On venait de découvrir que la concurrence exige de bons poumons, de solides articulations, un vaste réservoir d’énergie pour une large autonomie, et des dents longues pour croquer des profits. Disposant de l’équipement complet, l’ancien directeur de la Caisse fut promu à la présidence du Crédit Local. Il lui fallut peu de temps pour lancer un programme de développement international agressif, par l’ouverture de nombreuses succursales : dès 1990 aux Etats-Unis, puis aux quatre coins de l’Europe. En 1991, le Crédit Local est introduit en Bourse et, en 1996, l’alliance avec son homologue belge, le Crédit Communal, donne naissance à Dexia. Le nouvel ensemble poursuit l’offensive aventureuse en multipliant les acquisitions : aux Etats-Unis, au Canada, en Europe, en Turquie et en Israël, dans les secteurs de la banque et de l’assurance. Pour son malheur, Dexia acquit la firme américaine Financial Security Assurance (FSA), l’un des tout premiers acteurs du « rehaussement de crédit », notamment des « muni », les obligations municipales américaines. Pas de chance : avec la dépréciation générale de la qualité des créances, consécutive à la crise financière, les rehausseurs ont été les premiers à déguster. Si bien que Dexia fut acculée à la cession de FSA, moyennant des pertes confortables, selon un scénario assez classique pour les firmes européennes qui partent à la conquête de l’Amérique : tout investisseur avisé sait qu’il ne faut jamais acheter aux Yankees l’une de leurs sociétés. Mais il n’y a pas que FSA qui ait posé problème à l’institution.

Vers le démantèlement

Renflouée en 2008 par ses actionnaires publics, les Etats français, belge et luxembourgeois, Dexia est de nouveau dans la tourmente, en dépit des efforts désespérés accomplis depuis lors pour alléger son bilan (encore supérieur à 500 milliards d’euros à la fin juin). Le feuilleton évoluant d’heure en heure, on ne se hasardera pas ici à des commentaires sur les options ouvertes, qui promettent de se révéler rapidement obsolètes. Tout comme les déclarations du Conseil d’administration : son président déclarait, le 29 septembre dernier, que « contrairement à certaines rumeurs, le conseil d’administration et les actionnaires de Dexia, qu’ils soient publics ou privés, excluent tout scenario de scission du groupe. » Pour « exclure » un tel scénario, il aurait fallu que les actionnaires disposassent d’un plan B. Tel n’est apparemment pas le cas et l’on pourrait ainsi voir naître la première « bad bank » officielle, une banque-poubelle qui recueillerait les actifs du groupe dont la valeur est compromise, ainsi que l’endettement adossé, bien entendu.
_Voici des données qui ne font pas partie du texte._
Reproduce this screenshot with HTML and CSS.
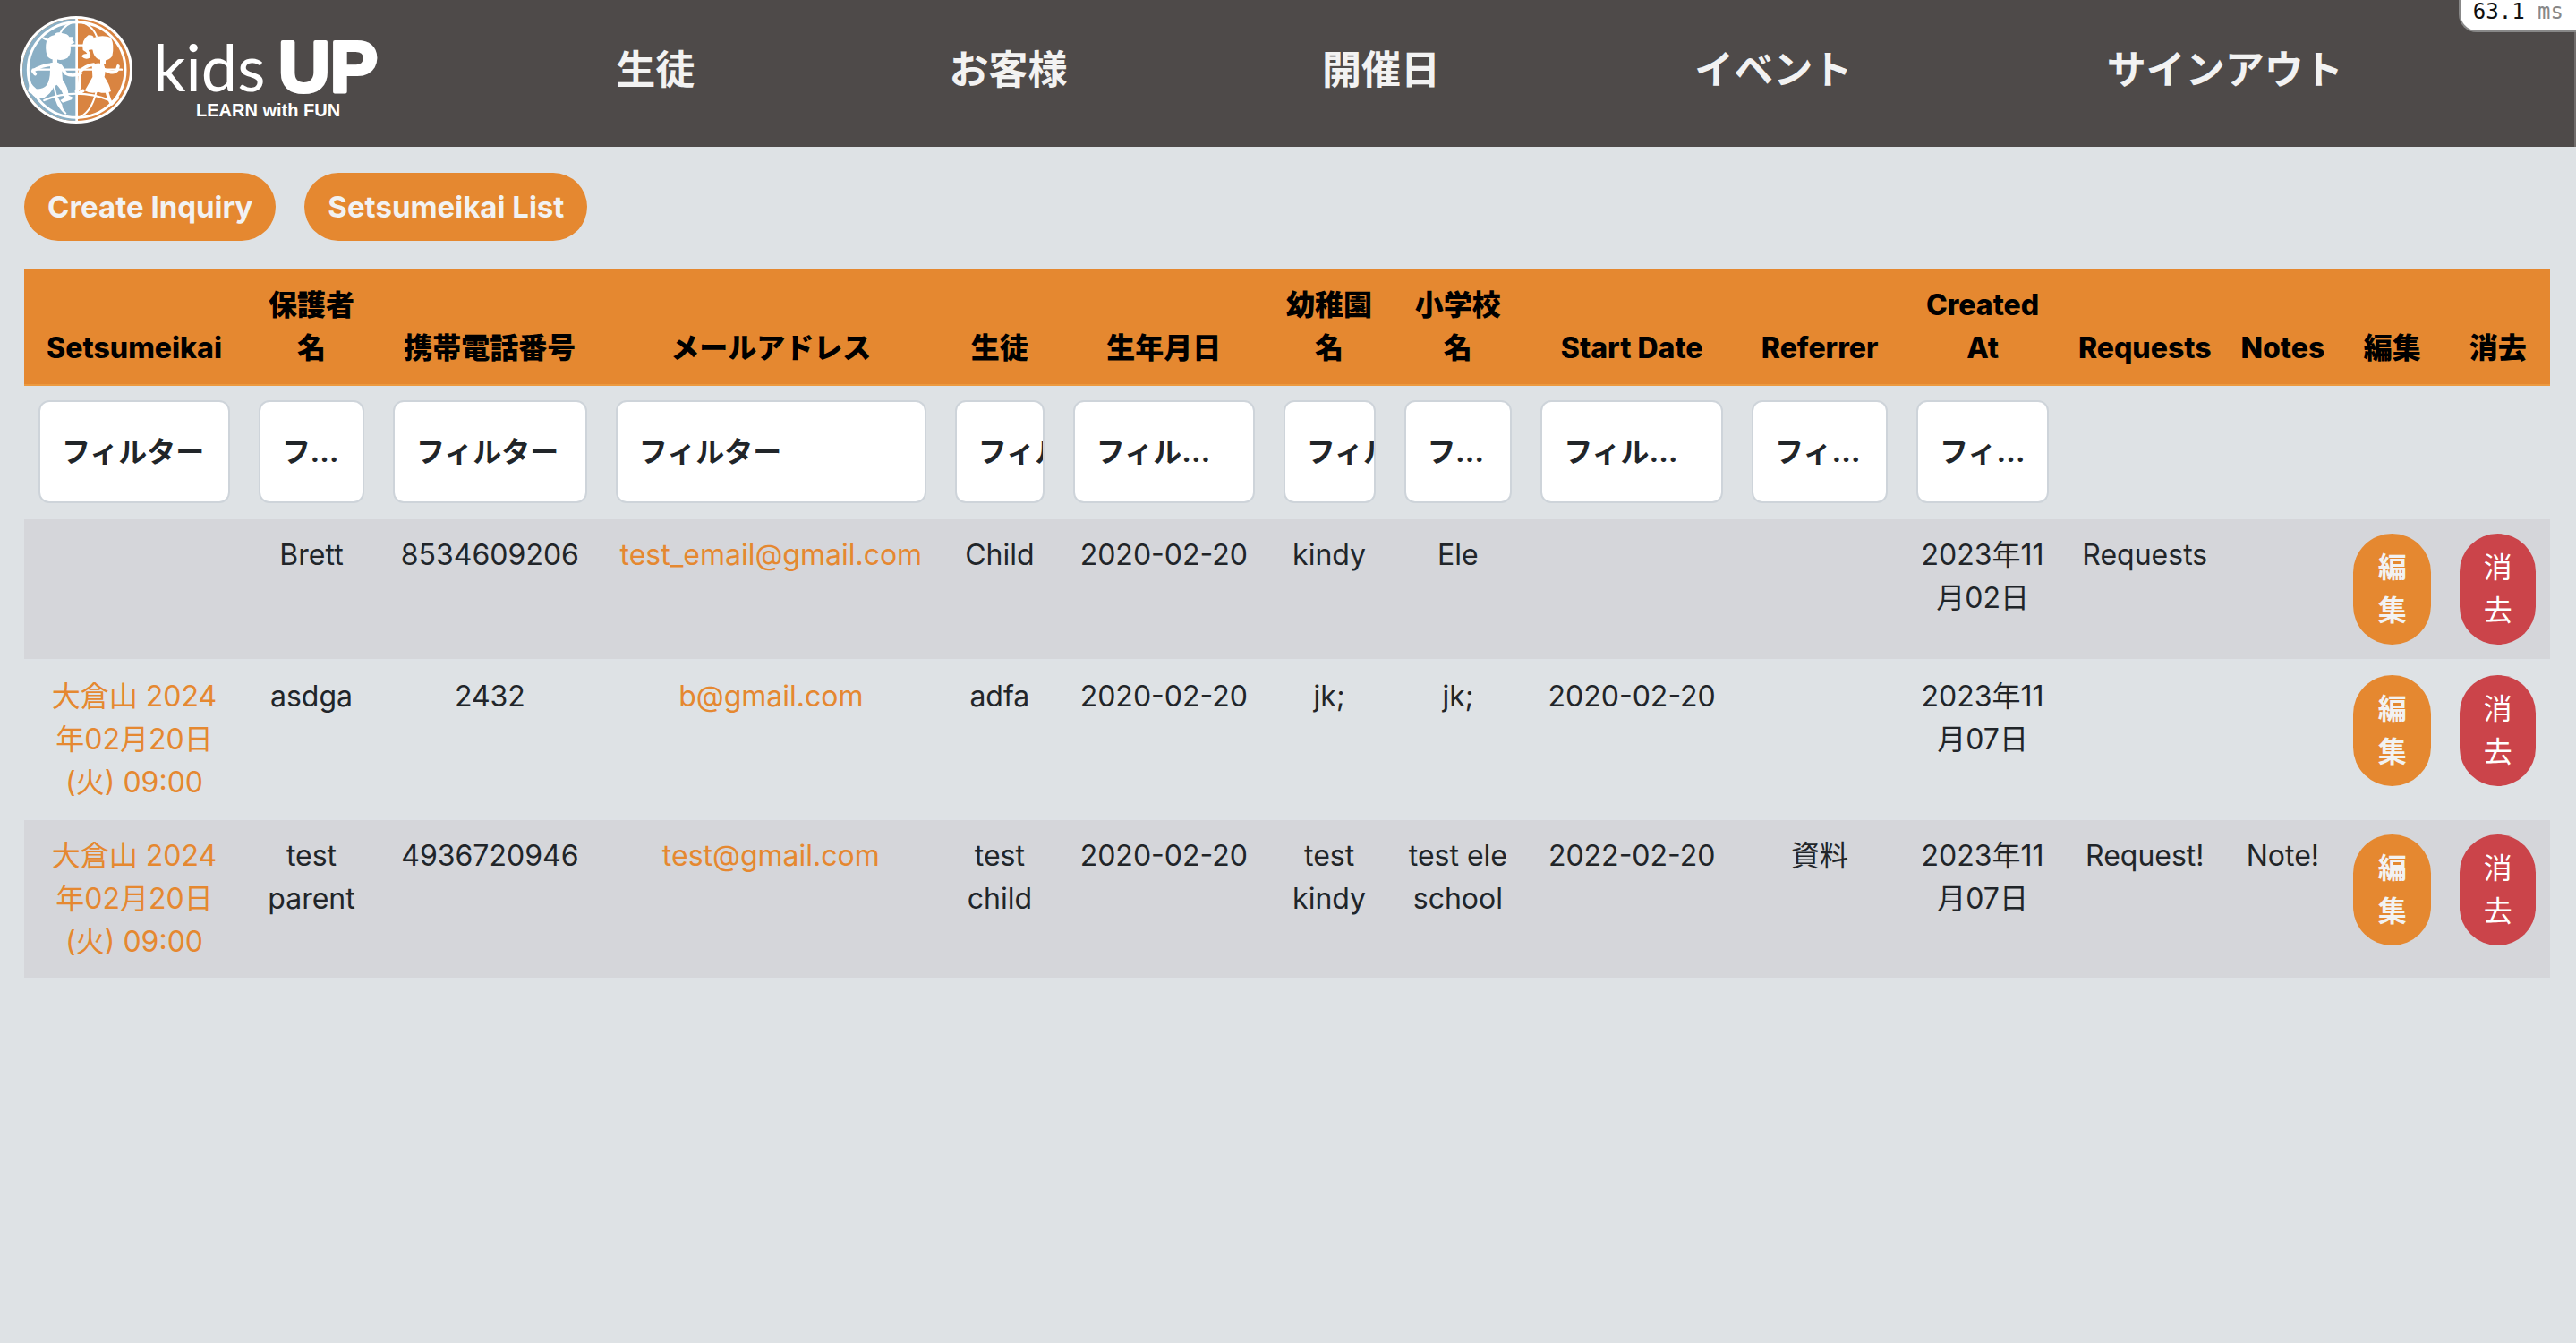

Dans l’esprit des promoteurs de cette option – totalement exclue, cela va sans dire –, ce sont les Etats qui deviendraient propriétaires de cette bad bank : dans sa grande générosité, la France propose que la Caisse des dépôts et la Banque postale en fassent l’acquisition – les deux seuls établissements qui aient échappé, grâce à la rigueur de leur statut, aux errements de la finance-casino.

A qui reviendrait la crème, l’histoire ne le dit pas encore. S’il s’agit de dépiauter le groupe dans l’urgence, nul doute que nous assisterons à une remarquable séance de soldes : les vautours sont à l’affût des beaux morceaux. Mais Dexia constitue un cas d’école intéressant : les actionnaires publics sont toujours, directement ou indirectement, majoritaires dans la banque, dont la valeur de marché s’est écrasée à environ 2 milliards d’euros au moment où ces lignes sont écrites. Une misère. Cette majorité confère théoriquement un peu plus d’aisance aux décideurs publics. En feront-ils un usage pertinent ? Nous le saurons bientôt : l’abcès ne devrait pas tarder à crever. Les conseillers désintéressés doivent s’activer auprès de la famille du moribond, afin d’influencer les dispositions testamentaires. Car dans une banque squelettique, il reste toujours du gras sur l’os.